O assunto foi, também, discutido em recente reunião da Câmara de Vila Franca de Xira, com Alberto Mesquita, presidente da edilidade, em resposta a vereadores da oposição, a considerar que esta é uma daquelas coisas que não se entende, porque a norma para proibir as operadoras de fazerem repercutir os valores das taxas nos seus clientes esteve no Orçamento de Estado e deixou de estar, sem que fosse aplicada.

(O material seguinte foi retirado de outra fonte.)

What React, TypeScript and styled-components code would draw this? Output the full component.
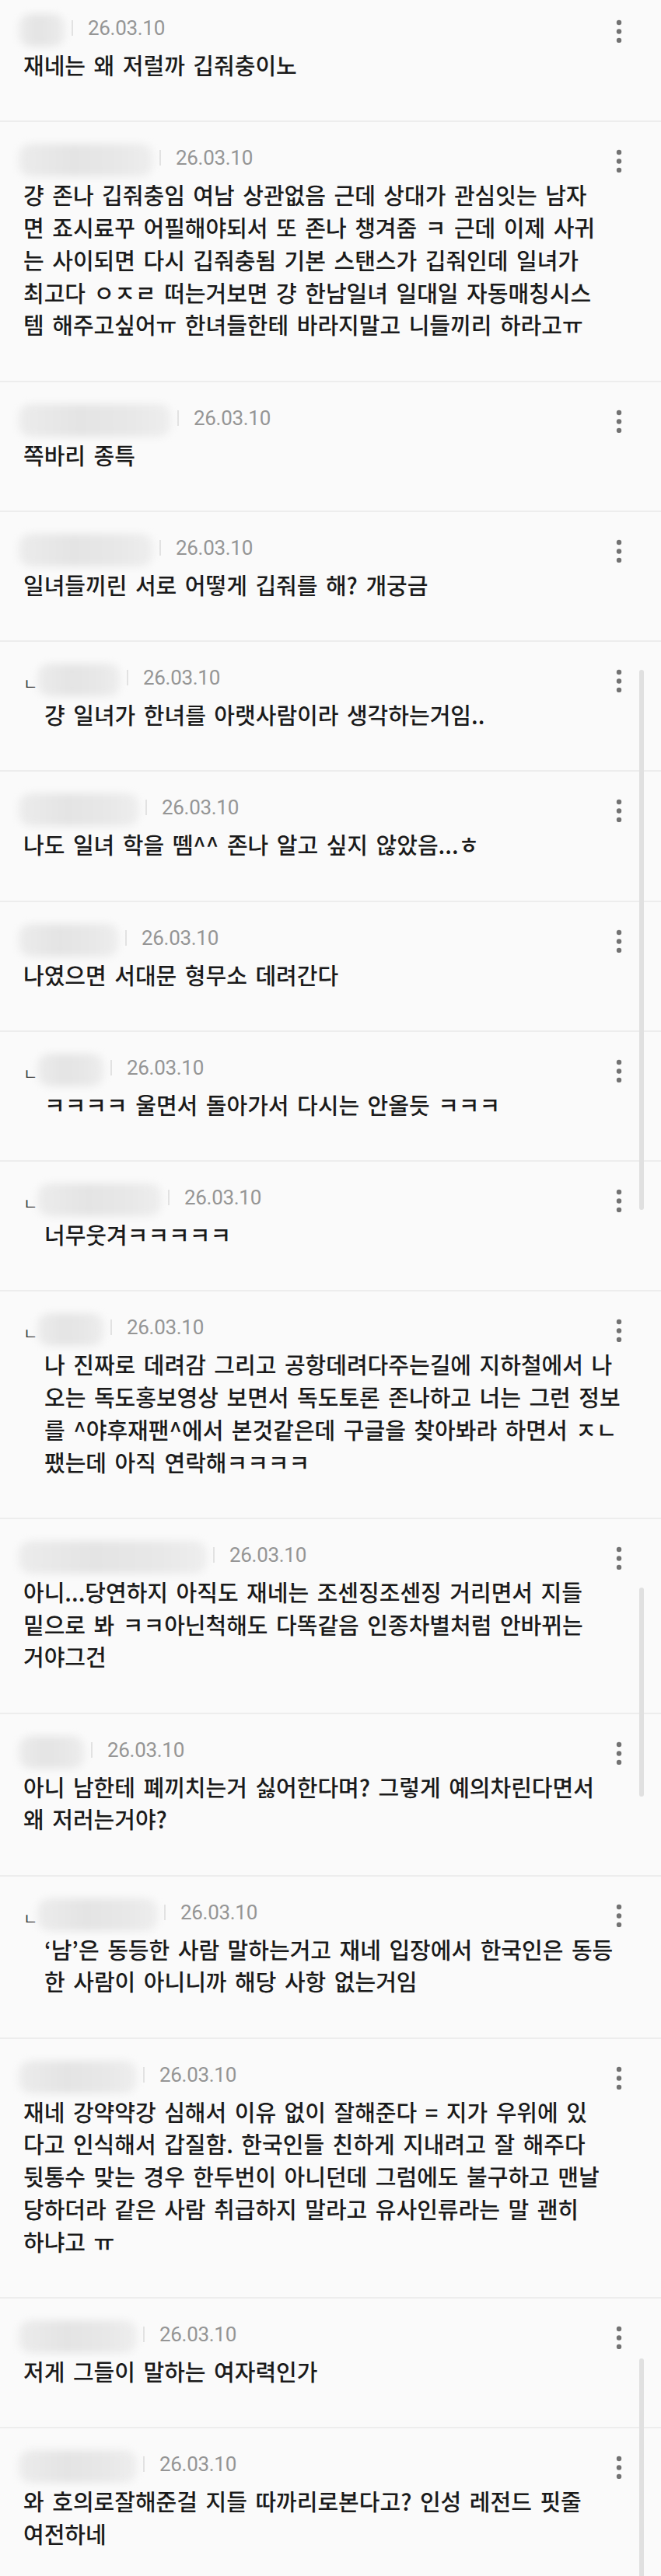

“Todas estas taxas não se deveriam reflectir nos clientes finais, mas até à data essa deliberação da Assembleia da República (final de 2017) nunca foi regulamentada. Estava no Orçamento do Estado de 2018, em 2019 caiu e, para 2020, foi entendimento dos municípios que deveria constar, porque a Assembleia da República cumpriu, o governo é que não cumpriu. Não foi regulamentado. Pedimos audiências ao senhor ministro, no âmbito da Amagás, fomos recebidos por todas as entidades, mas no Ministério das Finanças nunca conseguimos ser recebidos. Sabemos que a base da questão está ali”, admite José António Oliveira que, em representação da Câmara de Vila Franca, presidiu à Amagás nos anos de 2018 e 2019.

“Sabemos que estamos a lidar com as grandes operadoras do subsolo. O grande objectivo é, também, disciplinar e procurar que haja a obrigatoriedade de só fazer a abertura de uma vala, em que se meta lá tudo o que são tubos e infra-estruturas e se fechem as valas”, defendeu José António Oliveira, considerando que, na realidade actual, “os municípios estão a ser lesados em muitos milhões de euros pela utilização indevida do subsolo. Não somos donos do nosso território. Basta ver os relatórios da Entidade Reguladora para perceber isso”, sublinhou.

O autarca do PS acrescentou, ainda, que não entende por que é esta norma que deveria proibir a repercussão das taxas de subsolo nos clientes finais está há quase três anos para ser aplicada. “A Assembleia da República fez o seu trabalho e, depois, essa norma do Orçamento de Estado de 2018 nunca foi executada, através de portaria. Não sabemos porquê”, lamentou. “É uma batalha de muitos anos, mas havemos de vencê-la”, acrescentou Alberto Mesquita.